Trentatré artisti riuniti a castello

«Siamo qui e siamo vivi» scrive Luciano Caramel nel saggio che introduce il catalogo alla mostra «Scultura Internazionale ad Agliè», da lui curata nello scenario dell’antica tenuta sabauda sulle colline del Canavese (fino a domenica prossima). Visitare la collettiva è anche un modo per conoscere il borgo alle porte di Torino su cui svetta il castello ducale, attorniato dall’elegante parco. Ma è anche un’occasione per constatare che la scultura contemporanea non è affatto «una lingua morta», come scriveva Arturo Martini a metà del Novecento. Ad Agliè sono infatti approdate interessanti opere di grandi dimensioni di trentatré artisti italiani, svizzeri e giapponesi, collocate nel parco del castello e in alcune delle sue sale. I nomi: Giò Pomodoro e Franco Garelli, innanzi tutto, e poi Pietro Cascella, Giuliano Vangi, Masayuki Koorida e altri ancora.

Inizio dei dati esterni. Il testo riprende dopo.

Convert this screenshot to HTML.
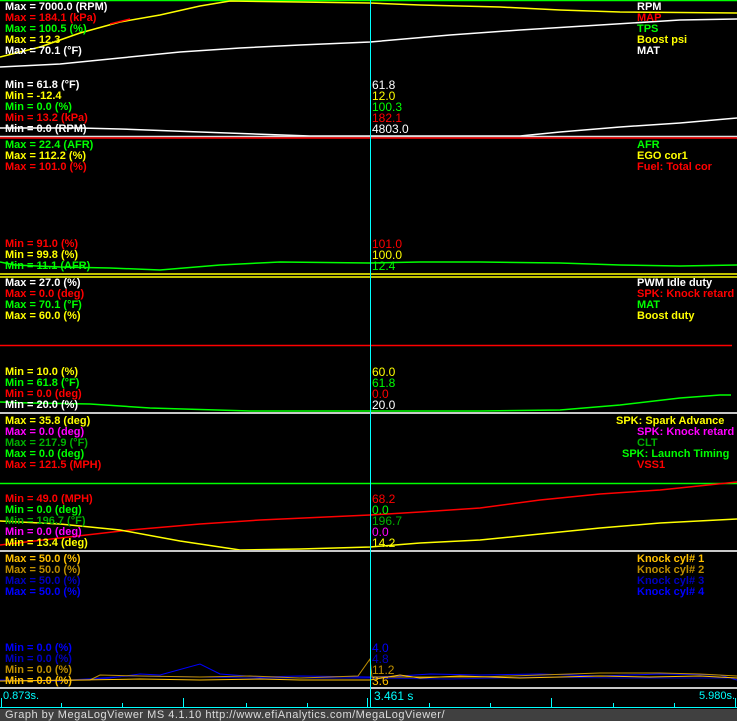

Pittura, grafica e video-arte sembrano aver preso il sopravvento sulla scultura, tecnica che pare disorientare gli artisti (e il pubblico) più di ogni altra. Ma la selezione di Luciano Caramel dimostra, con le punte di eccellenza di Pomodoro e Garelli (artista piemontese scomparso negli anni Settanta e finalmente riscoperto grazie all’esposizione di opere in ferro tagliato, come Tubo del ’66), che la scultura contemporanea ha voglia di comunicare. Purché si abbia la pazienza di ascoltarla.
C’era tuttavia un secondo pericolo per un’esibizione come questa che vanta un contesto architettonico così particolare, già cornice anche di un noto sceneggiato tv: quella di trasformarsi - lo dice bene Caramel - in un bel contenitore di divertimento estetico ma di poca sostanza. Il rischio è stato evitato grazie alla selezione e alla sapiente collocazione delle opere: le sculture en plein air, poste in uno spazio settecentesco fortemente strutturato, sono state messe in rapporto con la storicità che le circonda. Si tratta di un dialogo provvisorio, perché l’esposizione non è permanente.

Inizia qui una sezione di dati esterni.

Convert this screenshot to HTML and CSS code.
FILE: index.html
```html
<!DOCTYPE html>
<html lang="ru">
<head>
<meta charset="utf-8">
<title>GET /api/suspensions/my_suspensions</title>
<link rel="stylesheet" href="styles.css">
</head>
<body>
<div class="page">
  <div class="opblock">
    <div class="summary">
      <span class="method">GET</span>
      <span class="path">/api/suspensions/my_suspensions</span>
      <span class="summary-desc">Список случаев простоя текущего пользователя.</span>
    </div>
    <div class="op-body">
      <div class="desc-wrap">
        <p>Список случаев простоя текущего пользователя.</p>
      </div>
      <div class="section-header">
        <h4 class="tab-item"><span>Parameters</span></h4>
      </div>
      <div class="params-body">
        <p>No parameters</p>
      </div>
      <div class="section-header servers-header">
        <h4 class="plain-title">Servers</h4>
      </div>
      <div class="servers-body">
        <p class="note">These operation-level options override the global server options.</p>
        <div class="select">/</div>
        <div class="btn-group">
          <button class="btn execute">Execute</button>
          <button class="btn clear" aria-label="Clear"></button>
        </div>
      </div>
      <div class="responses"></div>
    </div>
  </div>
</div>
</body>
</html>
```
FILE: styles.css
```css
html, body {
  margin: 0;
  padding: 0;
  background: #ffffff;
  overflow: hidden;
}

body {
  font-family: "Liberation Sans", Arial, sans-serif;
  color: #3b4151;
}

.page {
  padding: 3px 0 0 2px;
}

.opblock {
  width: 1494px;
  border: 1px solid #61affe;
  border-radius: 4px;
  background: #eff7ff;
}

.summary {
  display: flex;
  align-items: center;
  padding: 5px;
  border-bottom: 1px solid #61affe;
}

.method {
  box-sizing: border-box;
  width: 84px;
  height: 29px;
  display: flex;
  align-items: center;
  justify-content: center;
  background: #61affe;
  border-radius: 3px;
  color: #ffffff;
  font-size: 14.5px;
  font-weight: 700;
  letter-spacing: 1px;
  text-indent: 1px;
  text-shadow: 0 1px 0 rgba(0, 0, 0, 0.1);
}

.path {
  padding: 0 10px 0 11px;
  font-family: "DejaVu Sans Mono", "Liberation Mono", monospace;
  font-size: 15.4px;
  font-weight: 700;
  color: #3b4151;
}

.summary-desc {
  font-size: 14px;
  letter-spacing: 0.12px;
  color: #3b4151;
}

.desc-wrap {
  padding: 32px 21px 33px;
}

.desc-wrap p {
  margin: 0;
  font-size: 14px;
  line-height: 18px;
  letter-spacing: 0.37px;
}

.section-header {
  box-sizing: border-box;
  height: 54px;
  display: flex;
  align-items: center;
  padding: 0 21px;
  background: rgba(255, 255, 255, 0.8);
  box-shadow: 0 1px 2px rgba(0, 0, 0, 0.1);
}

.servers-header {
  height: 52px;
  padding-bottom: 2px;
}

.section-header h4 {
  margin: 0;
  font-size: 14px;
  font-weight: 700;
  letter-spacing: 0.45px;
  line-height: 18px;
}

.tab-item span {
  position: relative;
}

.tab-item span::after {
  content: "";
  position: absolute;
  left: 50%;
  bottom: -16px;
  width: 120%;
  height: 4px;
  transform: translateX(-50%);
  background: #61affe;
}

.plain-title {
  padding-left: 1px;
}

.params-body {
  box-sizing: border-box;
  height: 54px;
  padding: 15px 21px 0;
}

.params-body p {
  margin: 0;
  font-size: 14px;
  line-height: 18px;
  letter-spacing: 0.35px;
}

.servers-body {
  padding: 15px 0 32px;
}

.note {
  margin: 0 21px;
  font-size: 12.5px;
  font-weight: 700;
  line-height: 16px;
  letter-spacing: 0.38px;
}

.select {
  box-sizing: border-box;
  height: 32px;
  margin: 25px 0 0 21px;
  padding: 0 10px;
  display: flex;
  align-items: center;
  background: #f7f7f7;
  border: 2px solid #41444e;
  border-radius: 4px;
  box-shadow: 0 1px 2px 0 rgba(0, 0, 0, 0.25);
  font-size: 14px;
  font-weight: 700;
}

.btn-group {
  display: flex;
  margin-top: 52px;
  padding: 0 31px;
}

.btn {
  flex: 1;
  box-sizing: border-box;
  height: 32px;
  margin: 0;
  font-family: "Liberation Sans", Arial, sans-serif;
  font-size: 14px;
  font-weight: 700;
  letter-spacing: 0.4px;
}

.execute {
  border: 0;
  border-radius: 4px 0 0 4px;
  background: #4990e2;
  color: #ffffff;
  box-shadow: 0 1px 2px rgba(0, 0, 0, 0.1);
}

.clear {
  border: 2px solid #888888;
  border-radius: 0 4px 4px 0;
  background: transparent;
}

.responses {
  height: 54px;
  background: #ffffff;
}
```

Le eccellenze in mostra sono quelle di Garelli e Pomodoro: i ferri rimaneggiati dal primo sono il segno di un paesaggio nuovo, quello metropolitano e industriale, che deve fare i conti con la natura; mentre Giò Pomodoro, presente anche con Colloquio col figlio e Due, rielabora in chiave moderna l’antico tema del doppio richiamandosi agli stilemi classici dei kouros greci.

Ci sono poi i profili imponenti di Giuliano Vangi, le sculture geometriche di Pietro Cascella, gli acciai cromati di Carlo Borer, i fiori giganti, quasi fossero dei fumetti, di Koorida, i graniti di André Raboud, l’esposizione luminosa di Ito Takamichi, i grandi legni intagliati di Klaus Prior.